What to produce: Transcribe the listing exactly, leaving out every picture.

Source material:
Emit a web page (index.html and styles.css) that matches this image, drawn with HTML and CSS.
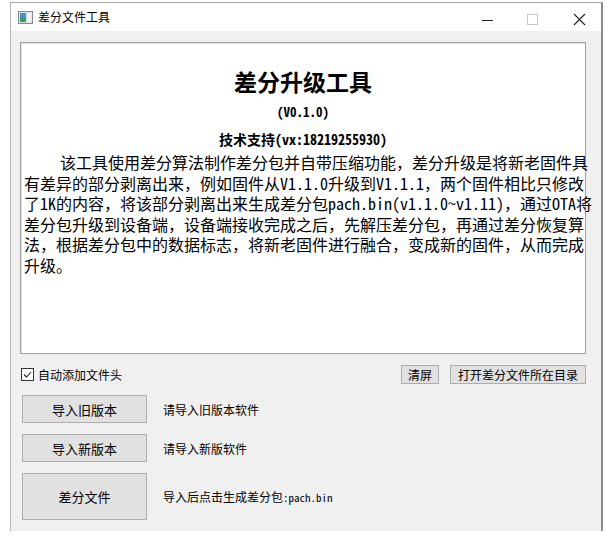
FILE: index.html
```html
<!DOCTYPE html>
<html lang="zh-CN">
<head>
    <meta charset="UTF-8">
    <title>差分文件工具</title>
    <link rel="stylesheet" href="styles.css">
</head>
<body>
    <div class="window">
        <div class="titlebar">
            <svg class="app_icon" width="15" height="13" viewBox="0 0 15 13">
                <rect x="0.5" y="0.5" width="14" height="12" fill="#dfe6ee" stroke="#7d8a99"/>
                <rect x="2" y="2" width="6" height="9" fill="#3a9a6a"/>
                <rect x="2" y="2" width="6" height="4" fill="#4d8fd0"/>
                <rect x="9.5" y="2" width="3.5" height="9" fill="#f4f6f8"/>
            </svg>
            <span class="window_title">差分文件工具</span>
            <div class="controls">
                <svg width="46" height="28" viewBox="0 0 46 28"><path d="M18 17.5h11" stroke="#222" stroke-width="1"/></svg>
                <svg width="46" height="28" viewBox="0 0 46 28"><rect x="17.5" y="11.5" width="10" height="10" fill="none" stroke="#c8c8c8"/></svg>
                <svg width="46" height="28" viewBox="0 0 46 28"><path d="M18 11l11 11M29 11l-11 11" stroke="#222" stroke-width="1.1"/></svg>
            </div>
        </div>

        <div class="client">
            <div class="log_box">
                <div class="log_title">差分升级工具</div>
                <div class="log_version">(V0.1.0)</div>
                <div class="log_support">技术支持(vx:18219255930)</div>
                <div class="log_text">
                    <div class="line first">该工具使用差分算法制作差分包并自带压缩功能，差分升级是将新老固件具</div>
                    <div class="line">有差异的部分剥离出来，例如固件从V1.1.0升级到V1.1.1，两个固件相比只修改</div>
                    <div class="line">了1K的内容，将该部分剥离出来生成差分包pach.bin(v1.1.0~v1.11)，通过OTA将</div>
                    <div class="line">差分包升级到设备端，设备端接收完成之后，先解压差分包，再通过差分恢复算</div>
                    <div class="line">法，根据差分包中的数据标志，将新老固件进行融合，变成新的固件，从而完成</div>
                    <div class="line">升级。</div>
                </div>
            </div>

            <div class="toolbar">
                <label class="check_label">
                    <span class="check_box">
                        <svg width="11" height="11" viewBox="0 0 11 11"><path d="M2 5.5l2.5 2.5 4.5-5" fill="none" stroke="#222" stroke-width="1.1"/></svg>
                    </span>
                    自动添加文件头
                </label>
                <div class="toolbar_buttons">
                    <button class="small_btn clear_btn" type="button">清屏</button>
                    <button class="small_btn open_btn" type="button">打开差分文件所在目录</button>
                </div>
            </div>

            <div class="action_row">
                <button class="action_btn" type="button">导入旧版本</button>
                <span class="action_info">请导入旧版本软件</span>
            </div>
            <div class="action_row">
                <button class="action_btn" type="button">导入新版本</button>
                <span class="action_info">请导入新版软件</span>
            </div>
            <div class="action_row tall">
                <button class="action_btn" type="button">差分文件</button>
                <span class="action_info">导入后点击生成差分包<span class="mono">:pach.bin</span></span>
            </div>
        </div>
    </div>
</body>
</html>
```

FILE: styles.css
```css
body {
    margin: 0;
    background: #ffffff;
    font-family: "Noto Sans CJK SC", "Noto Sans", sans-serif;
    color: #000000;
}

.window {
    margin: 2px 0 0 10px;
    width: 593px;
    box-sizing: border-box;
    border-top: 1px solid #a9a9a9;
    border-left: 1px solid #b4b4b4;
    border-right: 2px solid #8c8c8c;
}

.titlebar {
    height: 28px;
    display: flex;
    align-items: center;
    background: #ffffff;
}
.app_icon {
    margin-left: 7px;
    margin-top: 1px;
}
.window_title {
    margin-left: 5px;
    font-size: 12px;
    line-height: 28px;
}
.controls {
    margin-left: auto;
    display: flex;
    margin-right: -1px;
}

.client {
    background: #f0f0f0;
    height: 500px;
    box-sizing: border-box;
    padding: 11px 0 11px 0;
}

.log_box {
    margin-left: 9px;
    width: 566px;
    height: 312px;
    box-sizing: border-box;
    background: #ffffff;
    border: 1px solid #a0a0a0;
    box-shadow: inset 1px 1px 0 #e2e2e2;
    padding: 23px 0 0 3px;
}
.log_title {
    text-align: center;
    font-size: 23px;
    font-weight: bold;
    line-height: 30px;
    padding-right: 3px;
}
.log_version {
    margin-top: 6px;
    text-align: center;
    font-family: "Noto Sans Mono CJK SC", "Noto Sans CJK SC", monospace;
    font-size: 13px;
    font-weight: bold;
    line-height: 20px;
    padding-right: 3px;
}
.log_support {
    margin-top: 7px;
    text-align: center;
    font-family: "Noto Sans Mono CJK SC", "Noto Sans CJK SC", monospace;
    font-size: 14px;
    font-weight: bold;
    line-height: 20px;
    padding-right: 3px;
}
.log_text {
    margin-top: 3px;
    font-family: "Noto Sans Mono CJK SC", "Noto Sans CJK SC", monospace;
    font-size: 16px;
    line-height: 20.6px;
}
.line {
    white-space: nowrap;
}
.line.first {
    text-indent: 36px;
}

.toolbar {
    margin: 11px 15px 0 10px;
    height: 19px;
    display: flex;
    align-items: center;
}
.check_label {
    display: flex;
    align-items: center;
    font-size: 12px;
    gap: 4px;
}
.check_box {
    width: 11px;
    height: 11px;
    border: 1px solid #333333;
    background: #ffffff;
    display: flex;
}
.toolbar_buttons {
    margin-left: auto;
    display: flex;
    gap: 11px;
}
.small_btn {
    height: 19px;
    padding: 0;
    font-family: inherit;
    font-size: 12px;
    background: #e1e1e1;
    border: 1px solid #adadad;
    color: #000000;
}
.clear_btn {
    width: 38px;
}
.open_btn {
    width: 136px;
}

.action_row {
    margin: 11px 0 0 11px;
    height: 28px;
    display: flex;
    align-items: center;
}
.action_row.tall {
    height: 47px;
}
.action_btn {
    width: 125px;
    height: 100%;
    padding: 0;
    font-family: inherit;
    font-size: 13px;
    background: #e1e1e1;
    border: 1px solid #adadad;
    color: #000000;
}
.action_info {
    margin-left: 16px;
    font-size: 12px;
}
.mono {
    font-family: "Noto Sans Mono CJK SC", "Liberation Mono", monospace;
    font-size: 11px;
}
```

Completed exercise:
Emit a web page (index.html and styles.css) that matches this image, drawn with HTML and CSS.
FILE: index.html
```html
<!DOCTYPE html>
<html lang="zh-CN">
<head>
    <meta charset="UTF-8">
    <title>差分文件工具</title>
    <link rel="stylesheet" href="styles.css">
</head>
<body>
    <div class="window">
        <div class="titlebar">
            <svg class="app_icon" width="15" height="13" viewBox="0 0 15 13">
                <rect x="0.5" y="0.5" width="14" height="12" fill="#dfe6ee" stroke="#7d8a99"/>
                <rect x="2" y="2" width="6" height="9" fill="#3a9a6a"/>
                <rect x="2" y="2" width="6" height="4" fill="#4d8fd0"/>
                <rect x="9.5" y="2" width="3.5" height="9" fill="#f4f6f8"/>
            </svg>
            <span class="window_title">差分文件工具</span>
            <div class="controls">
                <svg width="46" height="28" viewBox="0 0 46 28"><path d="M18 17.5h11" stroke="#222" stroke-width="1"/></svg>
                <svg width="46" height="28" viewBox="0 0 46 28"><rect x="17.5" y="11.5" width="10" height="10" fill="none" stroke="#c8c8c8"/></svg>
                <svg width="46" height="28" viewBox="0 0 46 28"><path d="M18 11l11 11M29 11l-11 11" stroke="#222" stroke-width="1.1"/></svg>
            </div>
        </div>

        <div class="client">
            <div class="log_box">
                <div class="log_title">差分升级工具</div>
                <div class="log_version">(V0.1.0)</div>
                <div class="log_support">技术支持(vx:18219255930)</div>
                <div class="log_text">
                    <div class="line first">该工具使用差分算法制作差分包并自带压缩功能，差分升级是将新老固件具</div>
                    <div class="line">有差异的部分剥离出来，例如固件从V1.1.0升级到V1.1.1，两个固件相比只修改</div>
                    <div class="line">了1K的内容，将该部分剥离出来生成差分包pach.bin(v1.1.0~v1.11)，通过OTA将</div>
                    <div class="line">差分包升级到设备端，设备端接收完成之后，先解压差分包，再通过差分恢复算</div>
                    <div class="line">法，根据差分包中的数据标志，将新老固件进行融合，变成新的固件，从而完成</div>
                    <div class="line">升级。</div>
                </div>
            </div>

            <div class="toolbar">
                <label class="check_label">
                    <span class="check_box">
                        <svg width="11" height="11" viewBox="0 0 11 11"><path d="M2 5.5l2.5 2.5 4.5-5" fill="none" stroke="#222" stroke-width="1.1"/></svg>
                    </span>
                    自动添加文件头
                </label>
                <div class="toolbar_buttons">
                    <button class="small_btn clear_btn" type="button">清屏</button>
                    <button class="small_btn open_btn" type="button">打开差分文件所在目录</button>
                </div>
            </div>

            <div class="action_row">
                <button class="action_btn" type="button">导入旧版本</button>
                <span class="action_info">请导入旧版本软件</span>
            </div>
            <div class="action_row">
                <button class="action_btn" type="button">导入新版本</button>
                <span class="action_info">请导入新版软件</span>
            </div>
            <div class="action_row tall">
                <button class="action_btn" type="button">差分文件</button>
                <span class="action_info">导入后点击生成差分包<span class="mono">:pach.bin</span></span>
            </div>
        </div>
    </div>
</body>
</html>
```

FILE: styles.css
```css
body {
    margin: 0;
    background: #ffffff;
    font-family: "Noto Sans CJK SC", "Noto Sans", sans-serif;
    color: #000000;
}

.window {
    margin: 2px 0 0 10px;
    width: 593px;
    box-sizing: border-box;
    border-top: 1px solid #a9a9a9;
    border-left: 1px solid #b4b4b4;
    border-right: 2px solid #8c8c8c;
}

.titlebar {
    height: 28px;
    display: flex;
    align-items: center;
    background: #ffffff;
}
.app_icon {
    margin-left: 7px;
    margin-top: 1px;
}
.window_title {
    margin-left: 5px;
    font-size: 12px;
    line-height: 28px;
}
.controls {
    margin-left: auto;
    display: flex;
    margin-right: -1px;
}

.client {
    background: #f0f0f0;
    height: 500px;
    box-sizing: border-box;
    padding: 11px 0 11px 0;
}

.log_box {
    margin-left: 9px;
    width: 566px;
    height: 312px;
    box-sizing: border-box;
    background: #ffffff;
    border: 1px solid #a0a0a0;
    box-shadow: inset 1px 1px 0 #e2e2e2;
    padding: 23px 0 0 3px;
}
.log_title {
    text-align: center;
    font-size: 23px;
    font-weight: bold;
    line-height: 30px;
    padding-right: 3px;
}
.log_version {
    margin-top: 6px;
    text-align: center;
    font-family: "Noto Sans Mono CJK SC", "Noto Sans CJK SC", monospace;
    font-size: 13px;
    font-weight: bold;
    line-height: 20px;
    padding-right: 3px;
}
.log_support {
    margin-top: 7px;
    text-align: center;
    font-family: "Noto Sans Mono CJK SC", "Noto Sans CJK SC", monospace;
    font-size: 14px;
    font-weight: bold;
    line-height: 20px;
    padding-right: 3px;
}
.log_text {
    margin-top: 3px;
    font-family: "Noto Sans Mono CJK SC", "Noto Sans CJK SC", monospace;
    font-size: 16px;
    line-height: 20.6px;
}
.line {
    white-space: nowrap;
}
.line.first {
    text-indent: 36px;
}

.toolbar {
    margin: 11px 15px 0 10px;
    height: 19px;
    display: flex;
    align-items: center;
}
.check_label {
    display: flex;
    align-items: center;
    font-size: 12px;
    gap: 4px;
}
.check_box {
    width: 11px;
    height: 11px;
    border: 1px solid #333333;
    background: #ffffff;
    display: flex;
}
.toolbar_buttons {
    margin-left: auto;
    display: flex;
    gap: 11px;
}
.small_btn {
    height: 19px;
    padding: 0;
    font-family: inherit;
    font-size: 12px;
    background: #e1e1e1;
    border: 1px solid #adadad;
    color: #000000;
}
.clear_btn {
    width: 38px;
}
.open_btn {
    width: 136px;
}

.action_row {
    margin: 11px 0 0 11px;
    height: 28px;
    display: flex;
    align-items: center;
}
.action_row.tall {
    height: 47px;
}
.action_btn {
    width: 125px;
    height: 100%;
    padding: 0;
    font-family: inherit;
    font-size: 13px;
    background: #e1e1e1;
    border: 1px solid #adadad;
    color: #000000;
}
.action_info {
    margin-left: 16px;
    font-size: 12px;
}
.mono {
    font-family: "Noto Sans Mono CJK SC", "Liberation Mono", monospace;
    font-size: 11px;
}
```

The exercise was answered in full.